Directive →
Pull out each line of the data that includes the word "index".

Web page code records:
################

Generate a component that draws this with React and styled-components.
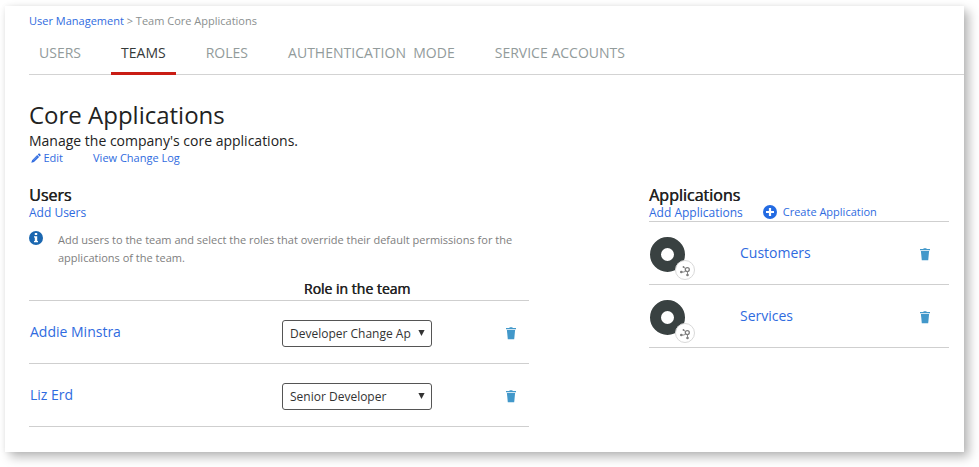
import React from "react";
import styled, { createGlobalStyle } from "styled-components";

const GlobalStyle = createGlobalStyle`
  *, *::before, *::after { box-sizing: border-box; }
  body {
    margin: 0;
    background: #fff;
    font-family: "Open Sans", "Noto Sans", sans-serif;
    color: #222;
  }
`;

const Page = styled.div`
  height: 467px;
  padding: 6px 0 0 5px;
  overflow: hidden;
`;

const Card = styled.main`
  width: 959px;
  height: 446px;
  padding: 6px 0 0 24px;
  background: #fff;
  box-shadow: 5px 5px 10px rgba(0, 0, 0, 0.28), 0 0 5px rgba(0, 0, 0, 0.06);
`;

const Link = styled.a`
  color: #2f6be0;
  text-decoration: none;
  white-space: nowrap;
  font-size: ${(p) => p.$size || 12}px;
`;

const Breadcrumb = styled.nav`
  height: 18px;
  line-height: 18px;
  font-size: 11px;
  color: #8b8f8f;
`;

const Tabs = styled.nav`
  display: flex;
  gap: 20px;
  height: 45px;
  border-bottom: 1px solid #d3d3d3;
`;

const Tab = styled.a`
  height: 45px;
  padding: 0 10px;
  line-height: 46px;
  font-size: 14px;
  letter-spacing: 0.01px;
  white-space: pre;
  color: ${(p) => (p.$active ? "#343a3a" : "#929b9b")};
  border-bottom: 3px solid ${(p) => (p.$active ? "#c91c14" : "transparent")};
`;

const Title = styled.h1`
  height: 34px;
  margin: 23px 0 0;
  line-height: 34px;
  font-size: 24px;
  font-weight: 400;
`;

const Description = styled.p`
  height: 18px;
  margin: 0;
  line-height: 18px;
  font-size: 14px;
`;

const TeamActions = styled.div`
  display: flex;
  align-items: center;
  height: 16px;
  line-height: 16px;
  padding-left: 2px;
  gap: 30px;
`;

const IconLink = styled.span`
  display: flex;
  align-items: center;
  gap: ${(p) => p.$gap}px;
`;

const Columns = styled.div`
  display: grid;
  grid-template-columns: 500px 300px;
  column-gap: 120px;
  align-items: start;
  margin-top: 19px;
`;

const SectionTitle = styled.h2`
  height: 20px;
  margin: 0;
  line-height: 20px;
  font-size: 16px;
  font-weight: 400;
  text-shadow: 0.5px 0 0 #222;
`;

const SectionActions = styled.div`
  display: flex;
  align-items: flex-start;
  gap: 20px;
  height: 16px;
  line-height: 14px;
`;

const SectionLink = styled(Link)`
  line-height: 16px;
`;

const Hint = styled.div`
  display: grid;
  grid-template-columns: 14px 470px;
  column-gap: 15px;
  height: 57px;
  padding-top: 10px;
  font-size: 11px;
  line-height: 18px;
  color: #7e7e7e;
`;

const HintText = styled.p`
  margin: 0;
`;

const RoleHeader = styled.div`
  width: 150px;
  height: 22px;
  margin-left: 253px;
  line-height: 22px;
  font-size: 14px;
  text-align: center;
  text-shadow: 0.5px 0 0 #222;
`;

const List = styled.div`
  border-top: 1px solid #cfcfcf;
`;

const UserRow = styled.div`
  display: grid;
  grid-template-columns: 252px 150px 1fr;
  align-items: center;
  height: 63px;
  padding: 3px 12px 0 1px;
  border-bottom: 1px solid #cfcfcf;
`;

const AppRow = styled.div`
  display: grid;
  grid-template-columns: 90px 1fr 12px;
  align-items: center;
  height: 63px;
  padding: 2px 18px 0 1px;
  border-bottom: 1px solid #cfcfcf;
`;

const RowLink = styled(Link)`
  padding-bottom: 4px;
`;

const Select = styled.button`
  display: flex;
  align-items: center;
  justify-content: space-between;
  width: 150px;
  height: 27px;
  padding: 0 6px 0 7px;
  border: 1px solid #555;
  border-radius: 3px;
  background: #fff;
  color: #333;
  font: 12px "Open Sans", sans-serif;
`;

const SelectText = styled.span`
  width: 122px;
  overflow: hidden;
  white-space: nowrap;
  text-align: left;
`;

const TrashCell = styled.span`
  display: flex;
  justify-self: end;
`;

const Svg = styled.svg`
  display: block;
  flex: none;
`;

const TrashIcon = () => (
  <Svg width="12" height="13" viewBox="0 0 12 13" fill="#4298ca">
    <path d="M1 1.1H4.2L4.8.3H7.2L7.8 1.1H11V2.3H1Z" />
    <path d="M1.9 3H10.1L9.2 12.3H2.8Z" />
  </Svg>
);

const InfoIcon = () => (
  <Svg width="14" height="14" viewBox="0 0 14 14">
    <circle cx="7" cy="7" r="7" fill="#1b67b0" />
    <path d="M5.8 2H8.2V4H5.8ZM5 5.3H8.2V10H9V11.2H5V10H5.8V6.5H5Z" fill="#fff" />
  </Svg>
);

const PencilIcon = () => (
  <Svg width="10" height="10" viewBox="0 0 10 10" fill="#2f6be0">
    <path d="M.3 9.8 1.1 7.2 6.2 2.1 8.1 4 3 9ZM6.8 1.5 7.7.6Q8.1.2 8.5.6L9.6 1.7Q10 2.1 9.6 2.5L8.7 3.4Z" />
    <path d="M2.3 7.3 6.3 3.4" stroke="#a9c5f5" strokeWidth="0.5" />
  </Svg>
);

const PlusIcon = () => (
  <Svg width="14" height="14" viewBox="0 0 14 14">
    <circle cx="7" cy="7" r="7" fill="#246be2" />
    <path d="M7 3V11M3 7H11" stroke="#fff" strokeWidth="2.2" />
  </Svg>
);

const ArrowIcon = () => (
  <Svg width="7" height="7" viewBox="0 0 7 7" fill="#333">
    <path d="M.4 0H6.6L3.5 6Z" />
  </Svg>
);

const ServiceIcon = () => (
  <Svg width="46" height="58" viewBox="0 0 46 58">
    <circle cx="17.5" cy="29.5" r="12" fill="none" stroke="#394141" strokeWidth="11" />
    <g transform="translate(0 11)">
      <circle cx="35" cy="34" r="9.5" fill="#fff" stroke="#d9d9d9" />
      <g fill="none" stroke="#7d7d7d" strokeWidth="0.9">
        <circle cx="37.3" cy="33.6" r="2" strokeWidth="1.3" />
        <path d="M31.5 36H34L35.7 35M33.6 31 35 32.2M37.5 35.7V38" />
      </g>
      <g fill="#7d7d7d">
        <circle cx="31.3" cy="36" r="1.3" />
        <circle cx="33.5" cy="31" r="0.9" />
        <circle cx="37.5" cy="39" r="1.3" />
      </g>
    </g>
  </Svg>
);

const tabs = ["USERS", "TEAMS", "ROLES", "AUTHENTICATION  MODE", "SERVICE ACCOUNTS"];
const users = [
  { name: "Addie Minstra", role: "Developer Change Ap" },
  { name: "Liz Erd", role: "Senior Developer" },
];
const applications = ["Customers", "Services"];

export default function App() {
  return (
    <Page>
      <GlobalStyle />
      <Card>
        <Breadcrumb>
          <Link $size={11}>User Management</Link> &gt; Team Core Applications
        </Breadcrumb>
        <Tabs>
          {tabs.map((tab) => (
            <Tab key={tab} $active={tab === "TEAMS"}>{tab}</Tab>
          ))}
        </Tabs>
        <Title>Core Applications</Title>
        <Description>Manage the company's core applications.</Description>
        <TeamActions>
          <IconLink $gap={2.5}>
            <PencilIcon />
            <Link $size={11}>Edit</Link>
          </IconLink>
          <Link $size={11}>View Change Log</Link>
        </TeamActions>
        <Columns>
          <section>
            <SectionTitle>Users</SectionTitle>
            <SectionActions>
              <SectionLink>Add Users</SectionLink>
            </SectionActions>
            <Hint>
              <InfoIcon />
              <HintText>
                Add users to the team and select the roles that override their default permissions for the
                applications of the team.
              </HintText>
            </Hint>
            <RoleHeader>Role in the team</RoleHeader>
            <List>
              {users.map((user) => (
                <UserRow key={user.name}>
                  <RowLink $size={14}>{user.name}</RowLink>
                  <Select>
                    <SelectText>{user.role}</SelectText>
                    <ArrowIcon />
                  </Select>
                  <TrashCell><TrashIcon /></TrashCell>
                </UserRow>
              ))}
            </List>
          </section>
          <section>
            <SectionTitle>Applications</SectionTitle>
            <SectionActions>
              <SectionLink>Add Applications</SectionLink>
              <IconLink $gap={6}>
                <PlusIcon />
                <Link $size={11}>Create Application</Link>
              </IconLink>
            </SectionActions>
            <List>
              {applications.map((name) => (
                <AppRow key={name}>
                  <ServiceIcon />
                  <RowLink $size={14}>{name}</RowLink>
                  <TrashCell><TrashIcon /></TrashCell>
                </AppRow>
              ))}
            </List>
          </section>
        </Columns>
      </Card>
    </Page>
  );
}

################

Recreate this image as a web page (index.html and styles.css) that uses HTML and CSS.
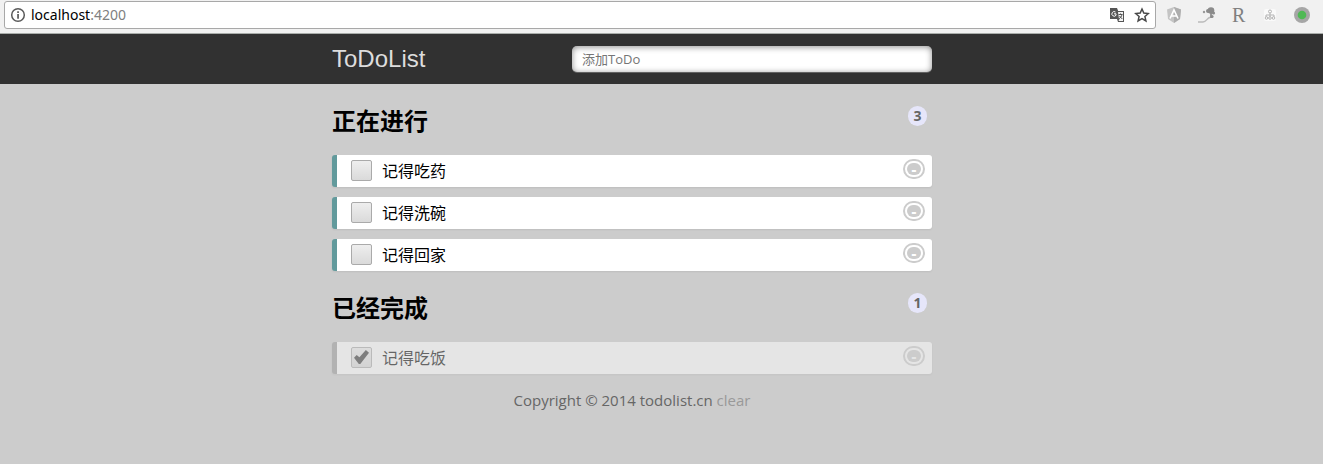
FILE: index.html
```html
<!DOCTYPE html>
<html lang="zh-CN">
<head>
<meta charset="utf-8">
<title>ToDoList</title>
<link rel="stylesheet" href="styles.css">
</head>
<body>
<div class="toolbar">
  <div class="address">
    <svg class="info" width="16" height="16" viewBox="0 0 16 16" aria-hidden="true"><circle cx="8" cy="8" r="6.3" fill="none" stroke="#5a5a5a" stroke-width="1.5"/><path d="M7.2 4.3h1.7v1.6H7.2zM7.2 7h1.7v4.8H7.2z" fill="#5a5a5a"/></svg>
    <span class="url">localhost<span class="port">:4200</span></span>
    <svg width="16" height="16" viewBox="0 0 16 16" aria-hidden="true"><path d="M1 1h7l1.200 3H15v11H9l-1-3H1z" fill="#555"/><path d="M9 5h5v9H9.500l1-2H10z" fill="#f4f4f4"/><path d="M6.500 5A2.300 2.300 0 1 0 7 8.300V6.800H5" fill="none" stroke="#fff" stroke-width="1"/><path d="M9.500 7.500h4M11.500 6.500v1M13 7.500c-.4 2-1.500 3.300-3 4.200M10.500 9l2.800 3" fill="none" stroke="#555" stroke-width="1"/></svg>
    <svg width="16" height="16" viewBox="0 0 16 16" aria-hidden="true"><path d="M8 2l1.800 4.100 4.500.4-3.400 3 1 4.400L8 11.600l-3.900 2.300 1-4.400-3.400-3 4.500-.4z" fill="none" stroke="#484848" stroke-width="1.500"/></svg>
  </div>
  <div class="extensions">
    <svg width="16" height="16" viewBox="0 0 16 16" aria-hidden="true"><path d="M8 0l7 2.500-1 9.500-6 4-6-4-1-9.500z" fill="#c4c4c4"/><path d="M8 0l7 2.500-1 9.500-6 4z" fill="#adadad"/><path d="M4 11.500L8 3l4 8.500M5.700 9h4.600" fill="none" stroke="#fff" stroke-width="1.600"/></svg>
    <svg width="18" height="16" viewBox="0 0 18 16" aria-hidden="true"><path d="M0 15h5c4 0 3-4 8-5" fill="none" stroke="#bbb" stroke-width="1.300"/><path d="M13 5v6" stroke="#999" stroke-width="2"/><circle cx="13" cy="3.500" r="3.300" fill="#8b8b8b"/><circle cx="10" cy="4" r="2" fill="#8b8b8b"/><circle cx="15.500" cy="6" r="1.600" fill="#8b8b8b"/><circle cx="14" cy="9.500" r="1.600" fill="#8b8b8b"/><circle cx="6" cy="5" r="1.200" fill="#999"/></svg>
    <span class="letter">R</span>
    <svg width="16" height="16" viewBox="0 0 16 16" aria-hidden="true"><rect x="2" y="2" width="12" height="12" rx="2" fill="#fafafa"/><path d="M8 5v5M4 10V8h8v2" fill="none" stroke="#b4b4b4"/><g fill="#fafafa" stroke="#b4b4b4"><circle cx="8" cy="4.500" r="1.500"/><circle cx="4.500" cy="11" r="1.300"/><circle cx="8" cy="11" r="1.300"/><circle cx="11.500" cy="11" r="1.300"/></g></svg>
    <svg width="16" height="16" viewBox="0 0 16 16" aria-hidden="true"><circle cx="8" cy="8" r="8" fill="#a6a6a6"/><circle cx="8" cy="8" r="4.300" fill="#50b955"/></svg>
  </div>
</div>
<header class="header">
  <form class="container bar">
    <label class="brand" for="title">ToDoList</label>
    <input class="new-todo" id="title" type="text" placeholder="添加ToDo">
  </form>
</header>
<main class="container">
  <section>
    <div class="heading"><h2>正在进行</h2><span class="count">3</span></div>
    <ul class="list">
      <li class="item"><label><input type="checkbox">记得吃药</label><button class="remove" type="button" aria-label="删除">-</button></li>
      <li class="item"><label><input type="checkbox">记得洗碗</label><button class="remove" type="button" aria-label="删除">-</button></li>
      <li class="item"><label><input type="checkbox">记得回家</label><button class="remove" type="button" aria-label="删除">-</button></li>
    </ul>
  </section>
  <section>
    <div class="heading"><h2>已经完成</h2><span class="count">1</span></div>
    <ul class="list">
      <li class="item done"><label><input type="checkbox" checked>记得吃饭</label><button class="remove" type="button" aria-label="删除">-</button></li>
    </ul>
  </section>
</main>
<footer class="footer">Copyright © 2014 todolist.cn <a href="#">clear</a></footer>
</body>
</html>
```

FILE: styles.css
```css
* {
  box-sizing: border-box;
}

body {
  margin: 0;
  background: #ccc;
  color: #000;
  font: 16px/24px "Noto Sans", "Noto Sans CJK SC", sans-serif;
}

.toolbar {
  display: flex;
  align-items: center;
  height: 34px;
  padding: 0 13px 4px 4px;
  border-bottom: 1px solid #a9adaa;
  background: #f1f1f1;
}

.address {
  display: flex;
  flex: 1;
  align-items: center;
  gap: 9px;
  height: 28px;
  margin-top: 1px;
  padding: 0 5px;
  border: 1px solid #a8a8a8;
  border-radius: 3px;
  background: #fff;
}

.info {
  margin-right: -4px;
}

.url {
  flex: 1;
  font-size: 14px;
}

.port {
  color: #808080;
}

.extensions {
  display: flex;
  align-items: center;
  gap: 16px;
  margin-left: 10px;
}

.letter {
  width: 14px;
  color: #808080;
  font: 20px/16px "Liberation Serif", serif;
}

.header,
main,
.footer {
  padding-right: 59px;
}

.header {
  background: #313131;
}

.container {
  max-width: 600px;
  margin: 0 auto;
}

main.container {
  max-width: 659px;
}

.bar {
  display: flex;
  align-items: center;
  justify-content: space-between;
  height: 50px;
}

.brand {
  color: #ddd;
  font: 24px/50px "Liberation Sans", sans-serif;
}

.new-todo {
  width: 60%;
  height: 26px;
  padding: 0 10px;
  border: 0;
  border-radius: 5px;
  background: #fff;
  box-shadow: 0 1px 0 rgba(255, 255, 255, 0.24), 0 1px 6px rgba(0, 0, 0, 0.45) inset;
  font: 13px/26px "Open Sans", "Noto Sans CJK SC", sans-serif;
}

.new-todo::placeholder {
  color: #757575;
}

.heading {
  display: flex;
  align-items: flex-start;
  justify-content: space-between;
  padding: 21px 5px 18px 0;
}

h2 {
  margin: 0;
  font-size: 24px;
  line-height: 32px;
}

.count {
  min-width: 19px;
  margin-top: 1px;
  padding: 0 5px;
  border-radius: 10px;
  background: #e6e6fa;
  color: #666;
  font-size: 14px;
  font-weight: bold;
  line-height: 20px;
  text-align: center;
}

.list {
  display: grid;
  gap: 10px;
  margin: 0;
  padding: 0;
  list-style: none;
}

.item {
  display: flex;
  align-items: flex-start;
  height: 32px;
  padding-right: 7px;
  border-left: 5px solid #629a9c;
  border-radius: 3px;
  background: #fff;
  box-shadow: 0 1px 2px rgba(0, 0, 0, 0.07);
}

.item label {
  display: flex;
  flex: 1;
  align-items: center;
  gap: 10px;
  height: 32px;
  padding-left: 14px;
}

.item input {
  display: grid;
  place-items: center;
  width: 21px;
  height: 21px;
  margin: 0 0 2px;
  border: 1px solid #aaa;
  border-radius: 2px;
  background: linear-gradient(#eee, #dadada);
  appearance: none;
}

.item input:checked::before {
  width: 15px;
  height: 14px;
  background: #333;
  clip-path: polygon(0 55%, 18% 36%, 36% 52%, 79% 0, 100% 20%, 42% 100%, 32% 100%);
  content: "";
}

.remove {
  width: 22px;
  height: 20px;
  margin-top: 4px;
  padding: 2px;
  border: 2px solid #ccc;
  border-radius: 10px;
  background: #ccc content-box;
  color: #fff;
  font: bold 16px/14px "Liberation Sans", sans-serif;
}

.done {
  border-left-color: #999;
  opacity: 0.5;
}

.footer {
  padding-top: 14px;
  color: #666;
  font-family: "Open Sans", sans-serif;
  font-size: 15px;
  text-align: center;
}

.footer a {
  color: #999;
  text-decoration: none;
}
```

################

Result →
Recreate this image as a web page (index.html and styles.css) that uses HTML and CSS.
FILE: index.html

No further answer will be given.